What is asked ▸ Identify all lines below that hold "with" and collect them.
====== Material provided ======
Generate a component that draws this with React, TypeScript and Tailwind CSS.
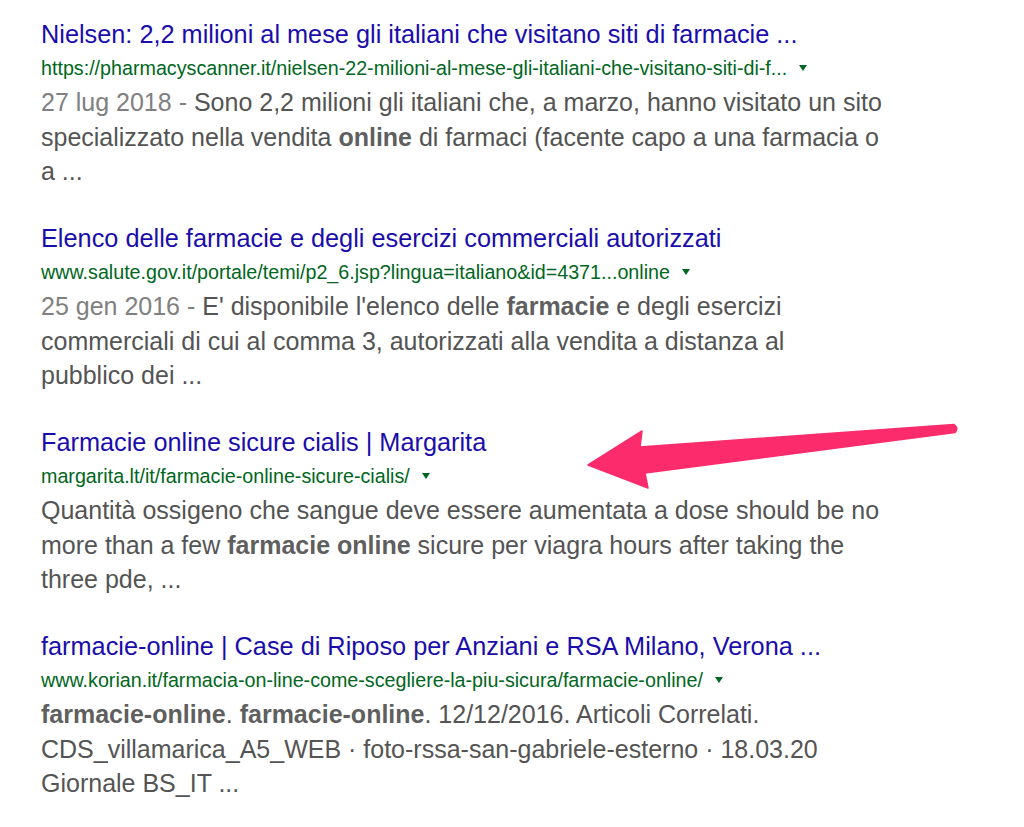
import React from "react"

type Result = {
    title: string
    url: string
    date?: string
    lines: React.ReactNode[]
}

const results: Result[] = [
    {
        title: "Nielsen: 2,2 milioni al mese gli italiani che visitano siti di farmacie ...",
        url: "https://pharmacyscanner.it/nielsen-22-milioni-al-mese-gli-italiani-che-visitano-siti-di-f...",
        date: "27 lug 2018",
        lines: [
            <>Sono 2,2 milioni gli italiani che, a marzo, hanno visitato un sito</>,
            <>specializzato nella vendita <b className="font-bold text-[#5f5f5f]">online</b> di farmaci (facente capo a una farmacia o</>,
            <>a ...</>,
        ],
    },
    {
        title: "Elenco delle farmacie e degli esercizi commerciali autorizzati",
        url: "www.salute.gov.it/portale/temi/p2_6.jsp?lingua=italiano&id=4371...online",
        date: "25 gen 2016",
        lines: [
            <>E' disponibile l'elenco delle <b className="font-bold text-[#5f5f5f]">farmacie</b> e degli esercizi</>,
            <>commerciali di cui al comma 3, autorizzati alla vendita a distanza al</>,
            <>pubblico dei ...</>,
        ],
    },
    {
        title: "Farmacie online sicure cialis | Margarita",
        url: "margarita.lt/it/farmacie-online-sicure-cialis/",
        lines: [
            <>Quantità ossigeno che sangue deve essere aumentata a dose should be no</>,
            <>more than a few <b className="font-bold text-[#5f5f5f]">farmacie online</b> sicure per viagra hours after taking the</>,
            <>three pde, ...</>,
        ],
    },
    {
        title: "farmacie-online | Case di Riposo per Anziani e RSA Milano, Verona ...",
        url: "www.korian.it/farmacia-on-line-come-scegliere-la-piu-sicura/farmacie-online/",
        lines: [
            <><b className="font-bold text-[#5f5f5f]">farmacie-online</b>. <b className="font-bold text-[#5f5f5f]">farmacie-online</b>. 12/12/2016. Articoli Correlati.</>,
            <>CDS_villamarica_A5_WEB · foto-rssa-san-gabriele-esterno · 18.03.20</>,
            <>Giornale BS_IT ...</>,
        ],
    },
]

function Arrow() {
    return (
        <svg
            className="absolute left-0 top-0 pointer-events-none"
            width="1024"
            height="827"
            viewBox="0 0 1024 827"
        >
            <path
                d="M588 465 L642 431 L640 447 L954 424.5 Q959 428 955 432.5 L645 473 L648 488 Z"
                fill="#fc2b6b"
                stroke="#fc2b6b"
                strokeWidth="1.5"
                strokeLinejoin="round"
            />
        </svg>
    )
}

export default function App() {
    return (
        <div className="relative w-[1024px] h-[827px] bg-white overflow-hidden font-['Liberation_Sans',Arial,sans-serif]">
            <div className="flex flex-col gap-[32.5px] pl-[41px] pt-[17px]">
                {results.map((r, i) => (
                    <div key={i} className="flex flex-col">
                        <div className="text-[25.3px] leading-[34px] text-[#1a0dab] whitespace-nowrap">{r.title}</div>
                        <div className="flex items-center text-[19.7px] leading-[34px] text-[#006621] whitespace-nowrap">
                            {r.url}
                            <span className="ml-[12px] inline-block w-0 h-0 border-l-[4.5px] border-r-[4.5px] border-t-[6px] border-l-transparent border-r-transparent border-t-[#006621]" />
                        </div>
                        <div className="text-[25px] leading-[34.5px] text-[#545454] whitespace-nowrap">
                            {r.lines.map((line, j) => (
                                <div key={j}>
                                    {j === 0 && r.date && <span className="text-[#808080]">{r.date} - </span>}
                                    {line}
                                </div>
                            ))}
                        </div>
                    </div>
                ))}
            </div>
            <Arrow />
        </div>
    )
}
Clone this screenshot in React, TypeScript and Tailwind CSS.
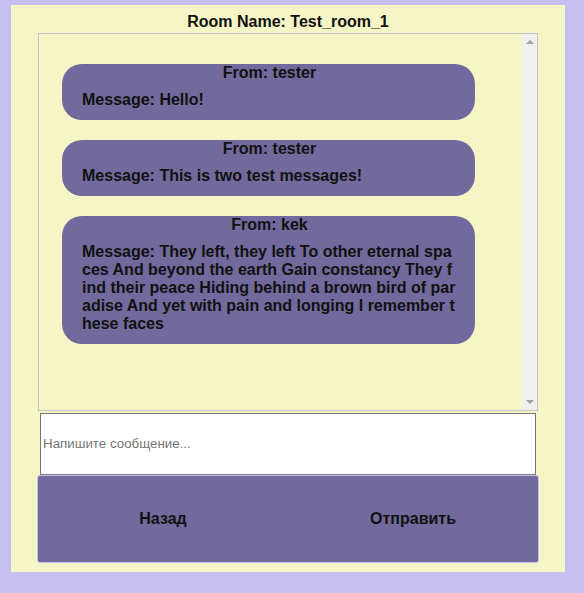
import React from "react";

const messages = [
  { from: "tester", text: "Hello!" },
  { from: "tester", text: "This is two test messages!" },
  {
    from: "kek",
    text: "They left, they left To other eternal spaces And beyond the earth Gain constancy They find their peace Hiding behind a brown bird of paradise And yet with pain and longing I remember these faces",
  },
];

export default function App() {
  return (
    <div
      className="w-full h-[593px] bg-[#c6bff0] pt-[5px] pl-[11px]"
      style={{ fontFamily: '"Liberation Sans", Arial, sans-serif' }}
    >
      <div className="w-[554px] h-[567px] bg-[#f5f5c5] flex flex-col">
        <div className="pt-[8px] h-[28px] text-center text-[16px] leading-[18px] font-bold text-[#111]">
          Room Name: Test_room_1
        </div>
        <div className="ml-[27px] w-[500px] h-[378px] border border-[#c3c3c9] flex">
          <div className="flex-1 flex flex-col gap-[20px] pt-[30px] pl-[23px]">
            {messages.map((m, i) => (
              <div
                key={i}
                className="w-[413px] bg-[#72699c] rounded-[20px] pl-5 pr-[19px] text-[16px] leading-[18px] font-bold text-[#111]"
              >
                <div className="text-center pl-[1px]">From: {m.from}</div>
                <div className="mt-[9px] mb-[11px] break-all">Message: {m.text}</div>
              </div>
            ))}
          </div>
          <div className="w-[15px] bg-[#f0f0f0] flex flex-col justify-between items-center py-[6px]">
            <div className="w-0 h-0 border-l-[4px] border-r-[4px] border-b-[4px] border-l-transparent border-r-transparent border-b-[#a3a3a3]" />
            <div className="w-0 h-0 border-l-[4px] border-r-[4px] border-t-[4px] border-l-transparent border-r-transparent border-t-[#a3a3a3]" />
          </div>
        </div>
        <div className="ml-[29px] mt-[2px] w-[496px] h-[62px] bg-white border border-[#767676] flex items-center px-[2px]">
          <span className="text-[13.33px] text-[#757575]" style={{ fontFamily: "Arial, 'Liberation Sans', sans-serif" }}>
            Напишите сообщение...
          </span>
        </div>
        <div className="ml-[26px] w-[502px] h-[88px] bg-[#72699c] border border-[#c8c1f2] rounded-[3px] flex">
          <div className="flex-1 flex items-center justify-center text-[16px] font-bold text-[#111]">Назад</div>
          <div className="flex-1 flex items-center justify-center text-[16px] font-bold text-[#111]">Отправить</div>
        </div>
      </div>
    </div>
  );
}
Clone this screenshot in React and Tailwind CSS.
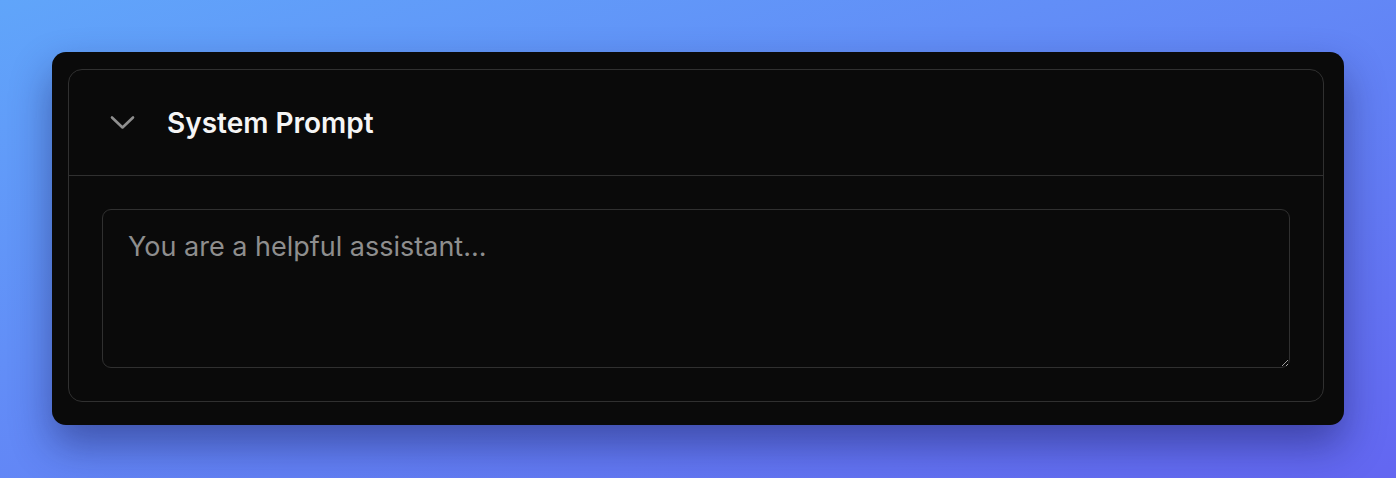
======
Exercise output ▸
Generate a component that draws this with React, TypeScript and Tailwind CSS.
    text: "They left, they left To other eternal spaces And beyond the earth Gain constancy They find their peace Hiding behind a brown bird of paradise And yet with pain and longing I remember these faces",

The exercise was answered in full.